In all actions concerning children, whether undertaken by public or private social welfare institutions, courts of law, administrative authorities or legislative bodies, the best interests of the child shall be a primary consideration.

In all actions concerning the child undertaken by any person or authority the best interests of the child shall be the primary consideration.

A child’s best interests are of paramount importance in every matter concerning the child.

In all actions concerning the care, protection and well-being of a child the standard that the best interest of the child is of paramount importance, must be applied.

Generally, the provisions referred to above reflect the seriousness with which the law treats children’s interests.

The term ‘paramountcy principle’ is used loosely to refer to what is commonly known as the best interests of the child. Therefore, the terms ‘paramountcy principle’ and the best interests of the child are used interchangeably in the article. The article argues, firstly, that the ‘paramountcy principle’ casts such an individualistic and ‘bossy’ image of the child as to suggest that when decisions affecting children are made, nothing except the best interests of the child matters.

Narrowly constructed, the ‘paramountcy principle’ requires decision makers to religiously follow what the child needs or wants without reference to other competing interests. Secondly, it is shown that the paramountcy principle may be of limited relevance to communitarian societies. These societies are built on the importance of group solidarity and collective interests. Thirdly, parental rights and interests are very important in family relationships and it is argued by the author that parents and other holders of parental responsibilities have a wide discretion when making decisions affecting children.

Break

The ‘paramountcy’ principle is unduly individualistic

It may be argued that the paramountcy principle casts such an individualistic and ‘bossy’ image of the child as to suppose that nothing matters except that child’s best interests. First, the paramountcy principle (if not its interpretation) is unduly narrowly individualistic and fails to reconcile the rights of children and those of parents. Those who argue for children’s liberation tend to construe human rights protection as a zero-sum game in which children’s gains are adults’ losses, rather than as a uniform enterprise in which children’s rights add value to the existing body of parental rights.

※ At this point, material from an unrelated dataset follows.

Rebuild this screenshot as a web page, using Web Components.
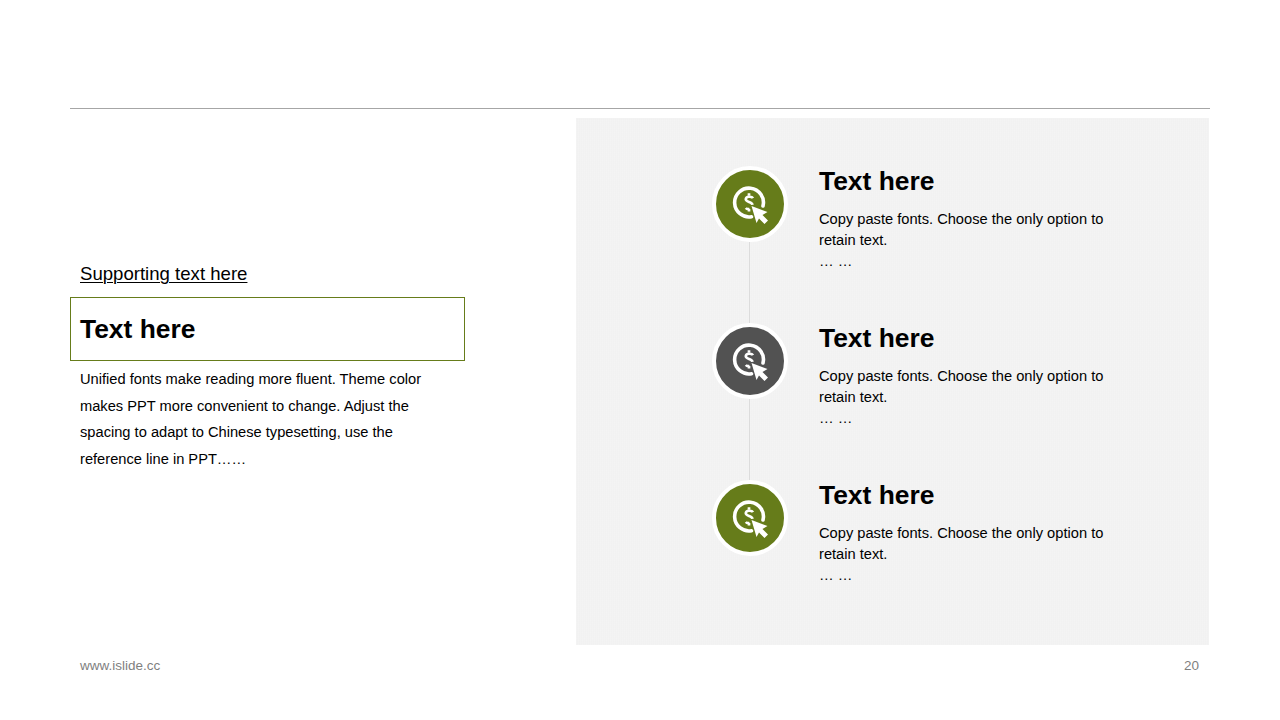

Lord Nicholl remarks that ‘the principle must not be permitted to become a loose cannon destroying all else around it’.8 Interpreted strictly, the paramountcy principle requires decision makers to do what is best for the child, no matter how marginal the benefit or the interests of others. It requires that only the interests of the child be considered, nothing more, nothing less. The African Charter on the Rights and Welfare of the Child (African Children’s Charter) heightens this individualism by boldly claiming that the best interests of the child are ‘the’ primary consideration in all actions concerning the child undertaken by any person or authority


----------



## grahamg (Dec 12, 2020)

Can those in Western countries who choose to assert "everything should be about the best interests of the child" in family law, put up some kind of defence to the criticisms of your overly "individualistic" approach laid out above, or are you incapable of doing so?


----------



## Phoenix (Dec 13, 2020)

Yes, kids need to be safe, educated, loved and have a good home.  They are part of a community and need to be taught it does not all revolve around them.  They need to learn manners, honor and integrity as well.  Otherwise they can turn into brats who can't function cooperatively at all.


----------



## grahamg (Dec 13, 2020)

Phoenix said:


> Yes, kids need to be safe, educated, loved and have a good home.  They are part of a community and need to be taught it does not all revolve around them.  They need to learn manners, honor and integrity as well.  Otherwise they can turn into brats who can't function cooperatively at all.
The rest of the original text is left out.